Clothing and Equipment:
_____ Full Scout Uniform (unless you are specifically told NOT to bring it)
_____ 2 pair underwear
_____ 2 pair socks (3 if wet weather is expected)
_____ 1 pair gym shorts (needed only in hot weather)
_____ 2 T-Shirts (unless it’s hot, it’s a good idea if one of them is long-sleeved)
_____ 1 pair long pants (2 pair if wet weather is expected)
_____ A belt
_____ 1 sweatshirt or medium weight fleece
_____ A medium wt. wind/rain resistant jacket
_____ A hat (Baseball Cap OK)
_____ An extra pair of sneakers or boots (especially needed if wet weather is expected)
_____ A small towel
_____ A “dirty clothes” bag, preferably cloth or mesh

Note: Most parents of new Scouts outfit their sons with enough clothing to last a week, instead of two nights. Do not pack more clothing than the above, which is already more than he’ll use; remember, he may have to carry it some distance to the campsite. If the expected weather appears to be unusually warmer or colder than normal (keeping in mind that the local camping areas are typically about 5 – 10 degrees cooler than Arlington), make appropriate deletions and substitutions; ask the Life Practical Scout or the Scoutmaster for advice if you have concerns.

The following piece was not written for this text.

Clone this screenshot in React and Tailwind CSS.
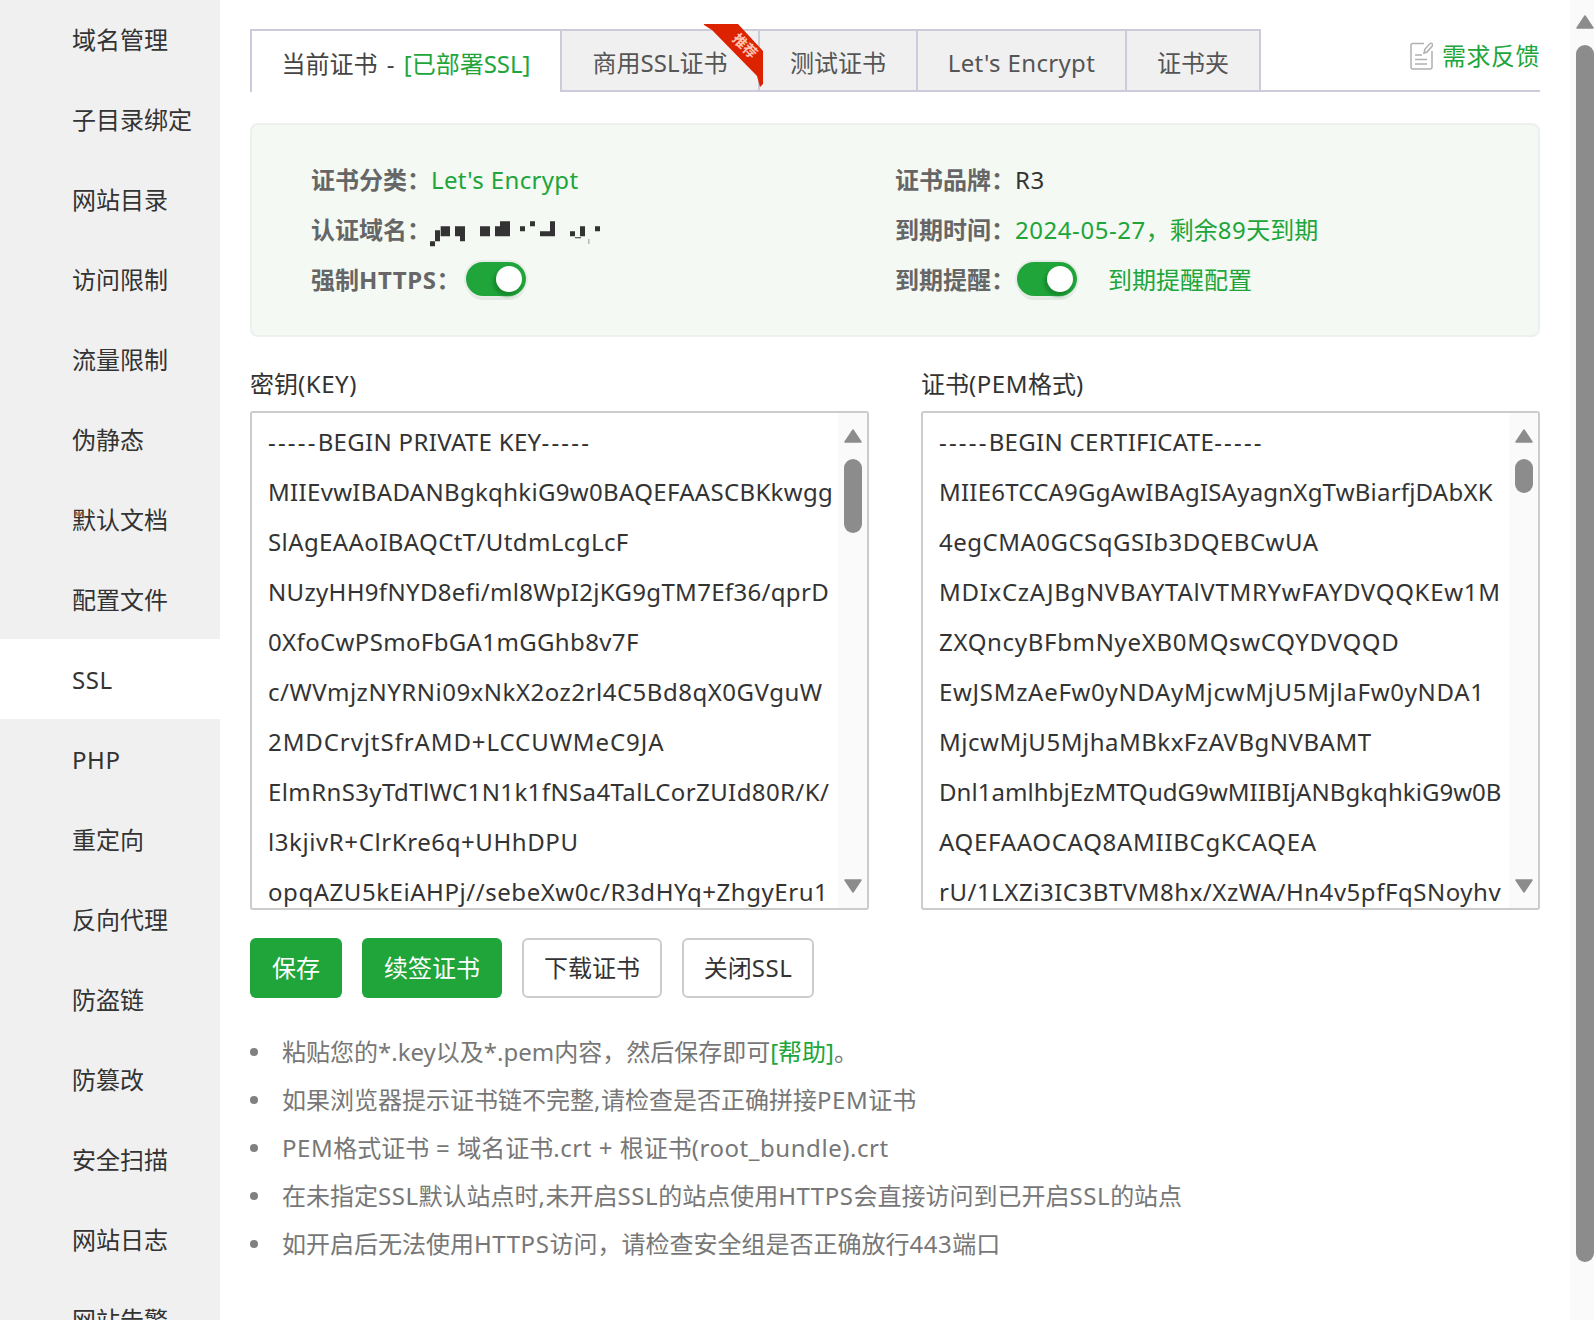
import React from "react";

const side = ["域名管理","子目录绑定","网站目录","访问限制","流量限制","伪静态","默认文档","配置文件","SSL","PHP","重定向","反向代理","防盗链","防篡改","安全扫描","网站日志","网站告警"];
// Each line has its own tracking: the reference's font differs from Noto Sans by glyph, so line widths drift.
const keyLines = [
  ["-----BEGIN PRIVATE KEY-----","tracking-[0.32px]"],
  ["MIIEvwIBADANBgkqhkiG9w0BAQEFAASCBKkwgg","tracking-[0.32px]"],
  ["SlAgEAAoIBAQCtT/UtdmLcgLcF","tracking-[0.4px]"],
  ["NUzyHH9fNYD8efi/ml8WpI2jKG9gTM7Ef36/qprD","tracking-[0.32px]"],
  ["0XfoCwPSmoFbGA1mGGhb8v7F","tracking-[0.36px]"],
  ["c/WVmjzNYRNi09xNkX2oz2rl4C5Bd8qX0GVguW","tracking-[0.51px]"],
  ["2MDCrvjtSfrAMD+LCCUWMeC9JA","tracking-[0.91px]"],
  ["ElmRnS3yTdTlWC1N1k1fNSa4TalLCorZUId80R/K/","tracking-[0.39px]"],
  ["l3kjivR+ClrKre6q+UHhDPU","tracking-[0.59px]"],
  ["opqAZU5kEiAHPj//sebeXw0c/R3dHYq+ZhgyEru1","tracking-[0.55px]"],
];
const pemLines = [
  ["-----BEGIN CERTIFICATE-----","tracking-[0.32px]"],
  ["MIIE6TCCA9GgAwIBAgISAyagnXgTwBiarfjDAbXK","tracking-[0.21px]"],
  ["4egCMA0GCSqGSIb3DQEBCwUA","tracking-[0.49px]"],
  ["MDIxCzAJBgNVBAYTAlVTMRYwFAYDVQQKEw1M","tracking-[0.69px]"],
  ["ZXQncyBFbmNyeXB0MQswCQYDVQQD","tracking-[0.68px]"],
  ["EwJSMzAeFw0yNDAyMjcwMjU5MjlaFw0yNDA1","tracking-[0.69px]"],
  ["MjcwMjU5MjhaMBkxFzAVBgNVBAMT","tracking-[0.51px]"],
  ["Dnl1amlhbjEzMTQudG9wMIIBIjANBgkqhkiG9w0B","tracking-[0.05px]"],
  ["AQEFAAOCAQ8AMIIBCgKCAQEA","tracking-[0.7px]"],
  ["rU/1LXZi3IC3BTVM8hx/XzWA/Hn4v5pfFqSNoyhv","tracking-[0.53px]"],
];

// Latin runs in the reference's font are a little wider than in Noto Sans.
function T({ children }) {
  return children.split(/([\x20-\x7e]+)/).map((part, i) =>
    i % 2 ? <span key={i} className="tracking-[0.55px]">{part}</span> : part
  );
}

function Line({ text, track }) {
  const m = text.match(/^(-----)(.*?)(-----)$/);
  if (!m) return <div className={track}>{text}</div>;
  return (
    <div className={track}>
      <span className="tracking-[2.2px]">{m[1]}</span>
      {m[2]}
      <span className="tracking-[2.2px]">{m[3]}</span>
    </div>
  );
}

function Arrow({ down }) {
  return (
    <svg width="18" height="14" viewBox="0 0 18 14" className="shrink-0">
      <path d={down ? "M1 1H17L9 13Z" : "M9 1L17 13H1Z"} fill="#8c8c8c" stroke="#8c8c8c" strokeWidth="1.5" strokeLinejoin="round" />
    </svg>
  );
}

function Toggle() {
  return (
    <div className="relative mb-[2px] flex h-[34px] w-[60px] shrink-0 items-center justify-end rounded-full bg-[#20a53a] pr-[4px] shadow-[0_0_0_2px_#e8ece8,0_4px_0_0_#e4e8e4]">
      <div className="h-[26px] w-[26px] rounded-full bg-white shadow-[-2px_3px_3px_1px_#188a2e]" />
    </div>
  );
}

function Box({ lines, thumb }) {
  return (
    <div className="flex h-[499px] w-[619px] overflow-hidden rounded-[3px] border-2 border-[#cccccc]">
      <div className="min-w-0 flex-1 overflow-hidden whitespace-nowrap pl-[16px] pt-[4px] text-[24px] leading-[50px] text-[#333333]">
        {lines.map(([l, track]) => <Line key={l} text={l} track={track} />)}
      </div>
      <div className="flex w-[29px] shrink-0 flex-col items-center bg-[#fafafa] pb-[15px] pt-[16px]">
        <Arrow />
        <div className={`mt-[16px] w-[18px] rounded-full bg-[#8c8c8c] ${thumb}`} />
        <div className="mt-auto"><Arrow down /></div>
      </div>
    </div>
  );
}

function Label({ children }) {
  return <span className="w-[120px] shrink-0 font-bold text-[#666666]">{children}</span>;
}

function Dot({ children }) {
  return (
    <li className="flex h-[48px] items-center gap-[24px]">
      <span className="h-[8px] w-[8px] shrink-0 rounded-full bg-[#808080]" />
      <span>{children}</span>
    </li>
  );
}

export default function App() {
  return (
    <div className="flex h-[1320px] w-[1594px] overflow-hidden bg-white font-['Noto_Sans','Noto_Sans_CJK_SC',sans-serif] text-[24px] text-[#333333]">
      <aside className="-mt-px h-[1321px] w-[220px] shrink-0 overflow-hidden bg-[#f0f0f0]">
        {side.map((s) => (
          <div key={s} className={`flex h-[80px] items-center pl-[72px] pt-[2px] ${s === "SSL" ? "bg-white" : ""}`}><T>{s}</T></div>
        ))}
      </aside>

      <main className="w-[1350px] shrink-0 pl-[30px] pt-[29px]">
        <div className="relative flex h-[63px] w-[1290px] items-stretch border-b-2 border-[#cbcbdb]">
          <div className="-mb-[2px] flex h-[63px] w-[312px] items-center justify-center border-x-2 border-t-2 border-[#cbcbdb] bg-white pt-[4px] text-[#444444]">
            当前证书<span className="mx-[3px]">&nbsp;-&nbsp;</span><span className="text-[#20a53a]">[已部署SSL]</span>
          </div>
          {[["商用SSL证书","w-[198px]"],["测试证书","w-[158px]"],["Let's Encrypt","w-[209px]"],["证书夹","w-[134px]"]].map(([t, w]) => (
            <div key={t} className={`flex items-center justify-center border-r-2 border-t-2 border-[#cbcbdb] bg-[#f0f0f0] pt-[4px] text-[#555555] ${w} ${t === "Let's Encrypt" ? "tracking-[0.35px]" : ""}`}>{t}</div>
          ))}
          <div className="ml-auto flex h-[56px] items-center gap-[9px] pb-[2px] tracking-[0.5px] text-[#20a53a]">
            <svg width="23" height="28" viewBox="0 0 23 28" fill="none" stroke="#b0b0b0" strokeWidth="1.5">
              <path d="M14 1.5H3Q1 1.5 1 3.5V25Q1 27 3 27H20Q22 27 22 25V9" />
              <path d="M5 13H12M5 17.5H17M5 22H17" />
              <path d="M14 11L15 7L20 1.5Q21 0.8 22 1.6T22.3 4L17 10Z" />
            </svg>
            需求反馈
          </div>
          <div className="absolute left-[453px] top-[-7px] h-[66px] w-[62px]">
            <svg width="62" height="66" viewBox="0 0 62 66" className="block">
              <path d="M1 3Q0 2 2 2H35L60 29V62L57 65L54 54L9 8Z" fill="#dd2200" />
            </svg>
            <span className="absolute left-[28px] top-[16px] rotate-45 whitespace-nowrap text-[14px] font-bold leading-[16px] text-[#ffc4b5]">推荐</span>
          </div>
        </div>

        <section className="mt-[31px] grid h-[214px] w-[1290px] grid-cols-[584px_1fr] content-start rounded-[8px] border-2 border-[#ecf0ee] bg-[#f4f9f3] pl-[59px] pt-[30px]">
          <div className="flex h-[50px] items-center"><Label>证书分类：</Label><span className="tracking-[0.35px] text-[#20a53a]">Let's Encrypt</span></div>
          <div className="flex h-[50px] items-center"><Label>证书品牌：</Label><T>R3</T></div>
          <div className="flex h-[50px] items-center">
            <Label>认证域名：</Label>
            <svg width="190" height="30" viewBox="0 0 570 90" className="-ml-[11px] mt-[5px]" fill="#333333">
              <path d="M30 70H45V85H30ZM45 37H60V70H45ZM62 25H90V55H62ZM105 25H135V70H120V55H105ZM180 25H210V55H180ZM225 25H240V55H225ZM240 10H270V55H240ZM300 25H315V40H300ZM330 10H345V25H330ZM360 40H405V55H360ZM390 10H405V40H390ZM450 40H465V55H450ZM480 25H495V55H480ZM465 58H483V61H465ZM525 25H540V40H525Z" />
              <path d="M505 63H508V78H505Z" fill="#999999" />
            </svg>
          </div>
          <div className="flex h-[50px] items-center"><Label>到期时间：</Label><span className="text-[#20a53a]"><T>2024-05-27，剩余89天到期</T></span></div>
          <div className="flex h-[50px] items-center"><span className="w-[155px] shrink-0 font-bold text-[#666666]"><T>强制HTTPS：</T></span><Toggle /></div>
          <div className="flex h-[50px] items-center"><Label>到期提醒：</Label><span className="ml-[2px] flex items-center"><Toggle /></span><span className="ml-[31px] text-[#20a53a]">到期提醒配置</span></div>
        </section>

        <div className="mt-[30px] flex w-[1290px] justify-between">
          <div>
            <div className="mb-[10px] h-[34px] leading-[34px]"><T>密钥(KEY)</T></div>
            <Box lines={keyLines} thumb="h-[74px]" />
          </div>
          <div>
            <div className="mb-[10px] h-[34px] leading-[34px]"><T>证书(PEM格式)</T></div>
            <Box lines={pemLines} thumb="h-[34px]" />
          </div>
        </div>

        <div className="mt-[28px] flex gap-[20px]">
          <button className="h-[60px] w-[92px] rounded-[6px] bg-[#20a53a] text-white">保存</button>
          <button className="h-[60px] w-[140px] rounded-[6px] bg-[#20a53a] text-white">续签证书</button>
          <button className="h-[60px] w-[140px] rounded-[6px] border-2 border-[#cccccc] bg-white">下载证书</button>
          <button className="h-[60px] w-[132px] rounded-[6px] border-2 border-[#cccccc] bg-white"><T>关闭SSL</T></button>
        </div>

        <ul className="mt-[30px] text-[#777777]">
          <Dot>粘贴您的*.key以及*.pem内容，然后保存即可<span className="text-[#20a53a]">[帮助]</span>。</Dot>
          <Dot><T>如果浏览器提示证书链不完整,请检查是否正确拼接PEM证书</T></Dot>
          <Dot><T>PEM格式证书 = 域名证书.crt + 根证书(root_bundle).crt</T></Dot>
          <Dot><T>在未指定SSL默认站点时,未开启SSL的站点使用HTTPS会直接访问到已开启SSL的站点</T></Dot>
          <Dot><T>如开启后无法使用HTTPS访问，请检查安全组是否正确放行443端口</T></Dot>
        </ul>
      </main>

      <div className="flex h-[1320px] flex-1 flex-col items-end bg-[#fafafa] pt-[15px]">
        <Arrow />
        <div className="mt-[16px] h-[1217px] w-[18px] rounded-full bg-[#8c8c8c]" />
      </div>
    </div>
  );
}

Ancillary Clothing and Equipment:
_____ A lightweight daypack
_____ A poncho or rain-suit
_____ A small/medium sized flashlight or LED headlamp – either with fresh batteries.
_____ A one quart canteen (2 if hot weather is expected)
_____ A toothbrush

Flash lights get lost often so avoid expensive Maglites. Try and purchase flash lights that are brightly colored or wrap them with bright colored tape. Always use fresh batteries for each trip.

Don’t bother packing cleaning gear other than a toothbrush – it won’t get used, period. Make sure everything has your name and “Tr 111” marked on it. Pack nothing you cannot afford to lose.

Optional Equipment:
_____ A pair of UV-opaque Sunglasses
_____ A small folding lock-blade knife
_____ Personal Medications (may need a double set for certain events)

SCOUTS – DO NOT PACK: Cell Phones, Electronics, Junk Food, Sodas, or Anything Else You Know You’re Not Supposed to be Bringing.